My father was right about the Pagan foundation of Christmas, although I completely disagree about it being based in evil practices. Religious scholars all agree that Jesus was not born in December, so why did the Catholic Church choose December 25th? It is really quite simple. December 21st is the winter solstice, the day that the promise of light returns each year to our planet. The weeks surrounding the winter solstice have been celebrated for thousands of years, long before the birth of Christ, by cultures all over the world. Regardless of religious, pagan or traditional beliefs this time of year has always been filled with gratitude, joy and celebration. It is a time that celebrates abundance and promises hope for the future. It is a celebration of light.

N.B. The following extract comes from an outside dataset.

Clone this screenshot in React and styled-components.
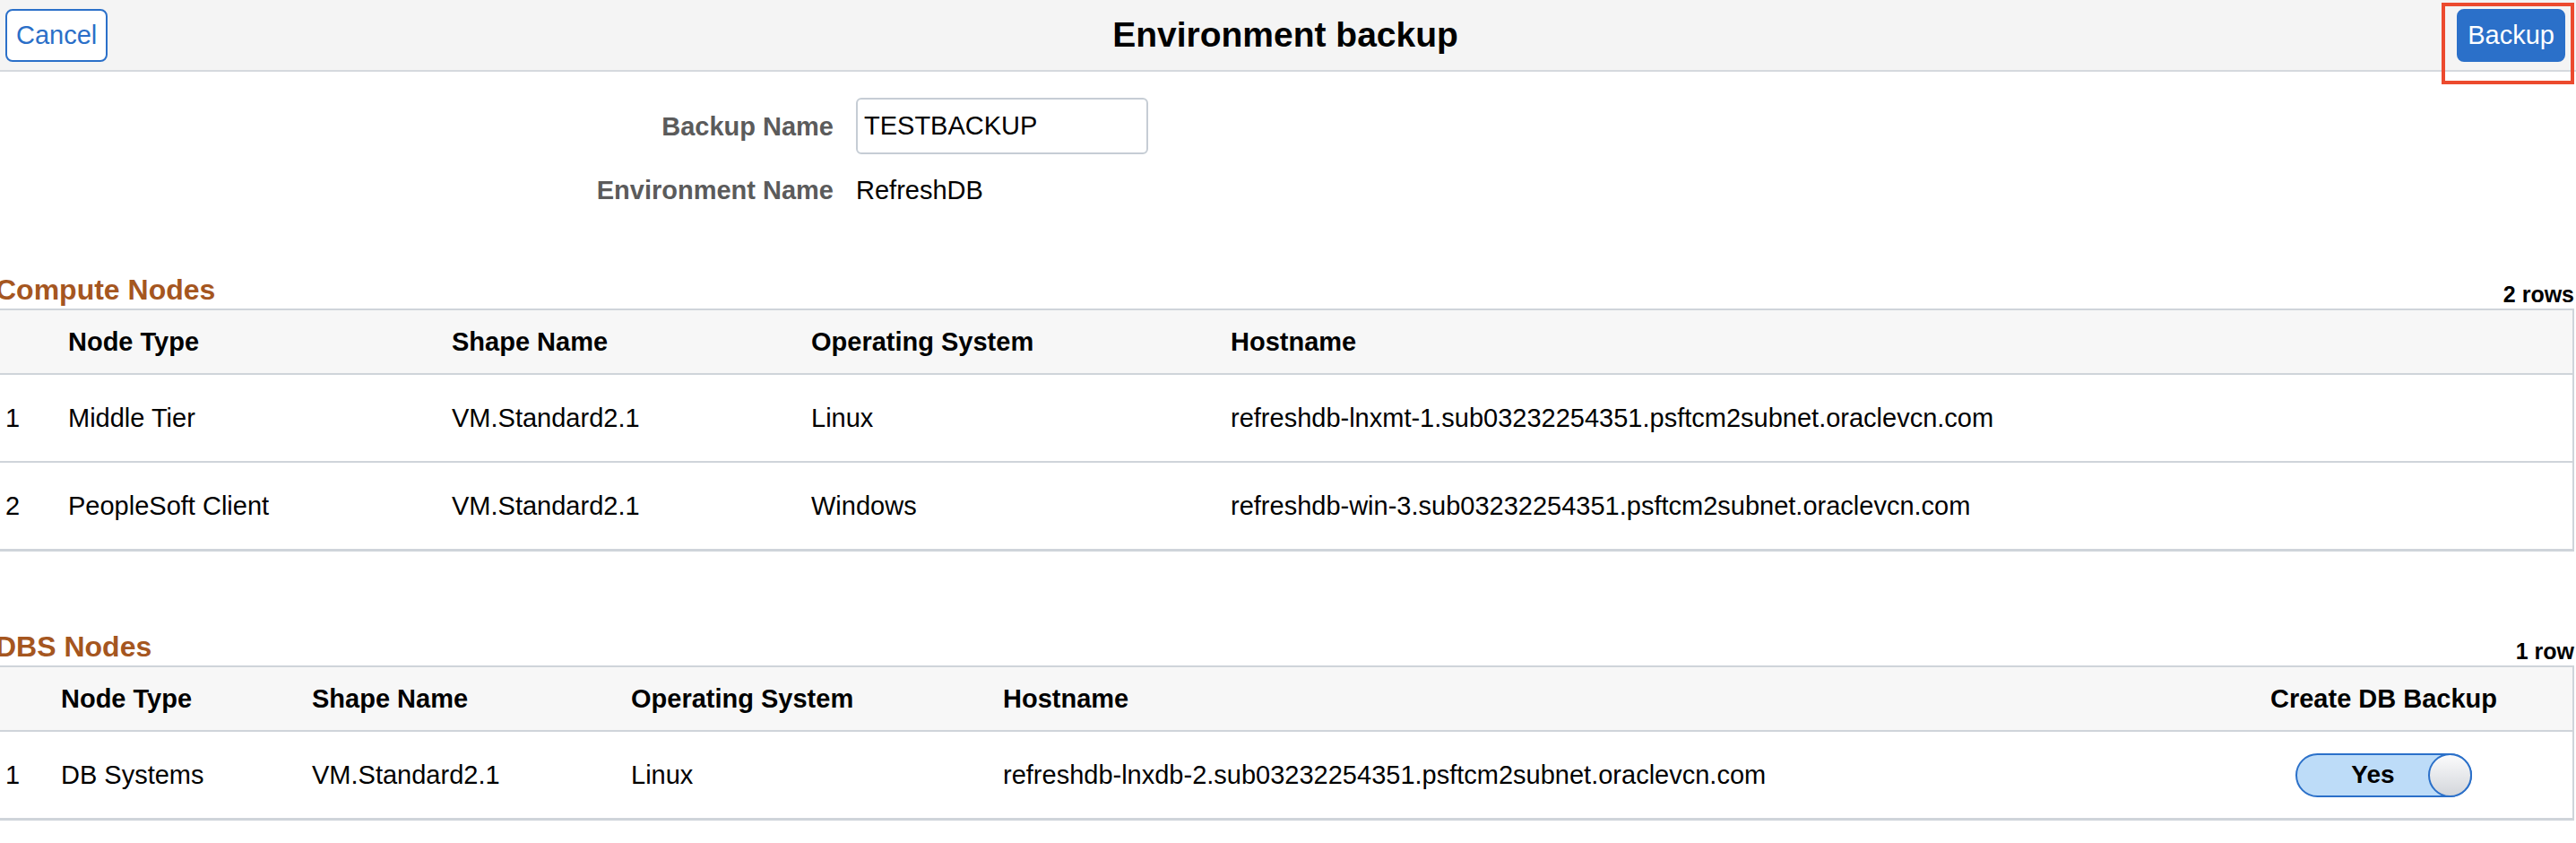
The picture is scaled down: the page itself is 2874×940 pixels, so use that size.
import React from 'react';
import styled, { createGlobalStyle } from 'styled-components';

const FONT = '"Liberation Sans", Arial, Helvetica, sans-serif';

const GlobalStyle = createGlobalStyle`
  html, body { margin: 0; padding: 0; background: #ffffff; }
  body { font-family: ${FONT}; color: #000; overflow: hidden; }
  * { box-sizing: border-box; }
`;

const Page = styled.div`
  width: 2874px;
  min-height: 940px;
`;

const Header = styled.header`
  display: grid;
  grid-template-columns: 1fr auto 1fr;
  align-items: center;
  height: 80px;
  padding: 0 12px 0 6px;
  background: #f4f4f4;
  border-bottom: 2px solid #d5d9de;
`;

const Title = styled.h1`
  margin: 0;
  justify-self: center;
  font-size: 39px;
  font-weight: bold;
  color: #000;
`;

const Button = styled.button`
  height: 59px;
  padding: 0 10px;
  font-family: ${FONT};
  font-size: 29px;
  border-radius: 8px;
  border: 2px solid #2b70c9;
  background: ${p => (p.$primary ? '#2b70c9' : '#ffffff')};
  color: ${p => (p.$primary ? '#ffffff' : '#2b6fc8')};
  cursor: pointer;
`;

const Start = styled.div`
  justify-self: start;
`;

const End = styled.div`
  justify-self: end;
  position: relative;
  display: flex;
`;

const Highlight = styled.span`
  position: absolute;
  left: -17px;
  top: -7px;
  width: 148px;
  height: 91px;
  border: 4px solid #ec4a2e;
  pointer-events: none;
`;

const Form = styled.div`
  display: grid;
  grid-template-columns: 930px 326px;
  column-gap: 25px;
  row-gap: 23px;
  align-items: center;
  margin-top: 29px;
`;

const Label = styled.div`
  justify-self: end;
  font-size: 29px;
  line-height: 34px;
  font-weight: bold;
  color: #5b5b5b;
`;

const Input = styled.input`
  width: 326px;
  height: 63px;
  padding: 0 7px;
  border: 2px solid #c6cdd5;
  border-radius: 6px;
  font-family: ${FONT};
  font-size: 29px;
  color: #000;
  background: #fff;
  outline: none;
`;

const Value = styled.div`
  font-size: 29px;
  line-height: 34px;
  color: #000;
`;

const Section = styled.section`
  margin-top: ${p => p.$gap}px;
`;

const SectionHead = styled.div`
  display: flex;
  justify-content: space-between;
  align-items: flex-end;
  height: 36px;
  padding-right: 2px;
`;

const SectionTitle = styled.h2`
  margin: 0 0 0 -5px;
  font-size: 32px;
  line-height: 36px;
  font-weight: bold;
  color: #a5561f;
`;

const RowCount = styled.span`
  font-size: 25px;
  line-height: 26px;
  font-weight: bold;
  color: #000;
`;

const TableBox = styled.div`
  margin: 3px 2px 0 -2px;
  border: 2px solid #cfd4da;
  border-bottom-width: 3px;
`;

const Row = styled.div`
  box-sizing: content-box;
  display: grid;
  grid-template-columns: ${p => p.$cols};
  align-items: center;
  height: ${p => (p.$head ? 70 : 96)}px;
  background: ${p => (p.$head ? '#f7f7f7' : '#ffffff')};
  font-size: 29px;
  font-weight: ${p => (p.$head ? 'bold' : 'normal')};
  &:not(:last-child) {
    border-bottom: 2px solid #cfd4da;
  }
`;

const Cell = styled.div`
  padding-left: ${p => p.$pad || 0}px;
  text-align: ${p => p.$align || 'left'};
  white-space: nowrap;
`;

const Toggle = styled.div`
  display: inline-flex;
  align-items: center;
  width: 197px;
  height: 49px;
  border: 2px solid #2b70c9;
  border-radius: 25px;
  background: #bddcf8;
  vertical-align: middle;
`;

const ToggleLabel = styled.span`
  flex: 1;
  padding-left: 23px;
  text-align: center;
  font-size: 28px;
  font-weight: bold;
  color: #000;
`;

const Knob = styled.span`
  flex: none;
  width: 49px;
  height: 49px;
  margin: -2px -2px -2px 0;
  border: 2px solid #2b70c9;
  border-radius: 50%;
  background: linear-gradient(#fbfbfc, #d3d6db);
`;

const computeCols = '76px 428px 401px 468px 1fr';
const dbsCols = '68px 280px 356px 415px 1fr 421px';

const computeRows = [
  ['1', 'Middle Tier', 'VM.Standard2.1', 'Linux', 'refreshdb-lnxmt-1.sub03232254351.psftcm2subnet.oraclevcn.com'],
  ['2', 'PeopleSoft Client', 'VM.Standard2.1', 'Windows', 'refreshdb-win-3.sub03232254351.psftcm2subnet.oraclevcn.com'],
];

export default function App() {
  return (
    <Page>
      <GlobalStyle />
      <Header>
        <Start>
          <Button>Cancel</Button>
        </Start>
        <Title>Environment backup</Title>
        <End>
          <Button $primary>Backup</Button>
          <Highlight />
        </End>
      </Header>

      <Form>
        <Label>Backup Name</Label>
        <Input defaultValue="TESTBACKUP" />
        <Label>Environment Name</Label>
        <Value>RefreshDB</Value>
      </Form>

      <Section $gap={76}>
        <SectionHead>
          <SectionTitle>Compute Nodes</SectionTitle>
          <RowCount>2 rows</RowCount>
        </SectionHead>
        <TableBox>
          <Row $head $cols={computeCols}>
            <Cell />
            <Cell>Node Type</Cell>
            <Cell>Shape Name</Cell>
            <Cell>Operating System</Cell>
            <Cell>Hostname</Cell>
          </Row>
          {computeRows.map(r => (
            <Row key={r[0]} $cols={computeCols}>
              <Cell $pad={6}>{r[0]}</Cell>
              <Cell>{r[1]}</Cell>
              <Cell>{r[2]}</Cell>
              <Cell>{r[3]}</Cell>
              <Cell>{r[4]}</Cell>
            </Row>
          ))}
        </TableBox>
      </Section>

      <Section $gap={88}>
        <SectionHead>
          <SectionTitle>DBS Nodes</SectionTitle>
          <RowCount>1 row</RowCount>
        </SectionHead>
        <TableBox>
          <Row $head $cols={dbsCols}>
            <Cell />
            <Cell>Node Type</Cell>
            <Cell>Shape Name</Cell>
            <Cell>Operating System</Cell>
            <Cell>Hostname</Cell>
            <Cell $align="center">Create DB Backup</Cell>
          </Row>
          <Row $cols={dbsCols}>
            <Cell $pad={6}>1</Cell>
            <Cell>DB Systems</Cell>
            <Cell>VM.Standard2.1</Cell>
            <Cell>Linux</Cell>
            <Cell>refreshdb-lnxdb-2.sub03232254351.psftcm2subnet.oraclevcn.com</Cell>
            <Cell $align="center">
              <Toggle>
                <ToggleLabel>Yes</ToggleLabel>
                <Knob />
              </Toggle>
            </Cell>
          </Row>
        </TableBox>
      </Section>
    </Page>
  );
}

The Christmas season is not just for Christians but for people of all races, creeds and beliefs to celebrate the harvest, celebrate life’s bounty, celebrate love and yes, celebrate the return of light and hope that accompanies it. The return of light is recognized with many names and rituals, all of which are beautiful and inspiring. Regardless of the tradition they all deserve recognition and celebration. Happy Holidays!
For more information about the true history of Christmas visit the History Channel at http://www.history.com/topics/christmas
3 thoughts on “Christmas in the Commune”
Very interesting perspective. I like the idea of “celebrate the return of light”. I think I’ll go do that right now.
I think the Pagans identified with this time of year because the solstice affects everything in a sort of universal way, as far as all life is concerned.
What is fascinating is that the celebration of light is still part of the traditions of modern religions. While most people don’t recognize the routes of their practices they are still a variation of ancient beliefs. What is most obvious are the christmas lights on the tree.